International organisations and the future of work: How new technologies and inequality shaped the narratives in 2019

Publication Type:

Miscellaneous

Source:

Journal of Industrial Relations, Volume 62, Number 3, p.477–507 (2020)

Keywords:

future of work, Inequality, International Labour Organization, international organisations, labour income share, new technologies

Abstract:

In a critical review of seven prominent flagship reports from five international organisations – the International Labour Organization (ILO), Organisation for Economic Co-operation and Development (OECD), United Nations Industrial Development Organization (UNIDO), United Nations Development Programme (UNDP) and World Bank – this article explores how the policy narratives set out during 2019 and early 2020 have characterised the major future of work challenges associated with new technologies and inequality. It identifies some similarities in viewpoints, including about the unevenness of job changes caused by new technologies and about the declining labour income share, a key measure of inequality.

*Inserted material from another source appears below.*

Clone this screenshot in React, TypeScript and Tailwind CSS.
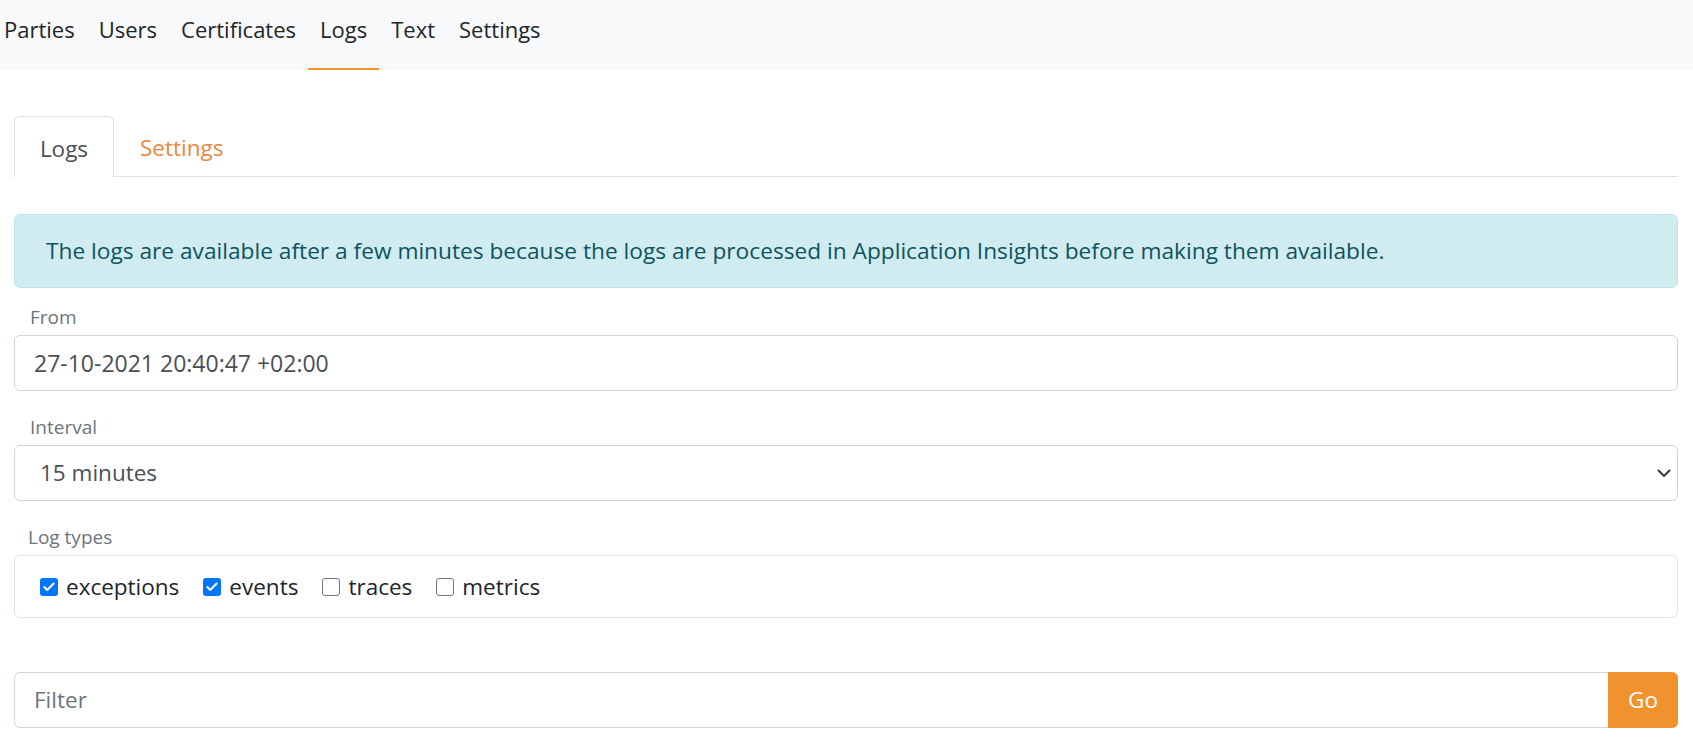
import { Check } from "lucide-react";

const NAV = ["Parties", "Users", "Certificates", "Logs", "Text", "Settings"];
const TYPES = [
  { name: "exceptions", on: true },
  { name: "events", on: true },
  { name: "traces", on: false },
  { name: "metrics", on: false },
];

function Box({ on }: { on: boolean }) {
  return on ? (
    <span className="flex h-[18px] w-[18px] items-center justify-center rounded-[3px] bg-[#0075ff]">
      <Check size={14} strokeWidth={3.5} className="text-white" />
    </span>
  ) : (
    <span className="h-[18px] w-[18px] rounded-[3px] border-[1.5px] border-[#767676] bg-white" />
  );
}

export default function App() {
  return (
    <div className="min-h-screen bg-white text-[22.5px] text-[#212529]" style={{ fontFamily: '"Open Sans", sans-serif' }}>
      <nav className="flex h-[70px] bg-[#f8f9fa]">
        <div className="-ml-[8px] flex text-[22px]">
          {NAV.map((n) => (
            <div key={n} className={`flex h-full items-start px-[12px] pt-[13px] leading-[32px] border-b-2 ${n === "Logs" ? "border-[#f0932f]" : "border-transparent"}`}>
              {n}
            </div>
          ))}
        </div>
      </nav>

      <main className="px-[14px] pr-[15px] pt-[46px]">
        <div className="flex h-[61px] border-b border-[#dee2e6]">
          <div className="-mb-px flex w-[100px] items-center justify-center rounded-t-[6px] border border-b-0 border-[#dee2e6] bg-white pt-[3px] text-[#495057]">
            Logs
          </div>
          <div className="flex items-center px-[26px] pt-[3px] text-[#e8883a]">Settings</div>
        </div>

        <div className="mt-[37px] flex h-[74px] items-center rounded-[6px] border border-[#bee5eb] bg-[#d1ecf1] px-[31px] text-[22.7px] text-[#0c5460]">
          The logs are available after a few minutes because the logs are processed in Application Insights before making them available.
        </div>

        <div className="mt-[18px] px-[16px] text-[19px] leading-[22px] text-[#6c757d]">From</div>
        <div className="mt-[7px] flex h-[56px] items-center rounded-[6px] border border-[#ced4da] px-[19px] text-[23px] text-[#495057]">
          27-10-2021 20:40:47 +02:00
        </div>

        <div className="mt-[25px] px-[16px] text-[19px] leading-[22px] text-[#6c757d]">Interval</div>
        <div className="mt-[7px] flex h-[56px] items-center justify-between rounded-[6px] border border-[#ced4da] pl-[25px] pr-[6px] text-[#495057]">
          <span>15 minutes</span>
          <svg width="14" height="9" viewBox="0 0 14 9" fill="none" stroke="#343a40" strokeWidth="2" strokeLinecap="round" strokeLinejoin="round">
            <path d="M1.5 1.5l5.5 5.5 5.5-5.5" />
          </svg>
        </div>

        <div className="mt-[25px] px-[14px] text-[19px] leading-[22px] text-[#6c757d]">Log types</div>
        <div className="mt-[7px] flex h-[63px] items-center gap-[24px] rounded-[6px] border border-[#dee2e6] px-[25px]">
          {TYPES.map((t) => (
            <label key={t.name} className="flex items-center gap-[8px]">
              <Box on={t.on} />
              <span>{t.name}</span>
            </label>
          ))}
        </div>

        <div className="mt-[54px] flex h-[56px] rounded-[6px] border border-[#ced4da]">
          <div className="flex flex-1 items-center px-[19px] text-[#6c757d]">Filter</div>
          <div className="-my-px -mr-px flex w-[70px] items-center justify-center rounded-r-[6px] bg-[#f0932f] text-white">Go</div>
        </div>
      </main>
    </div>
  );
}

However, there are major points of differentiation. The ILO, OECD and UNDP express serious concerns about the interaction between new technologies and growing inequalities, on the one hand, and a rise in precarious work, concentration of corporate power and erosion of labour bargaining power on the other. Also, UNIDO emphasises the inequalities in technological capacities between developed and developing countries, which make it difficult for markets to distribute the gains from growth evenly. While the World Bank makes some concessions, it remains less open to real-world heterodox evidence about how labour markets function in society. The World Bank aside, there is a growing consensus that labour institutions around the world need to be reinvigorated in order to respond to the challenges facing the future of work.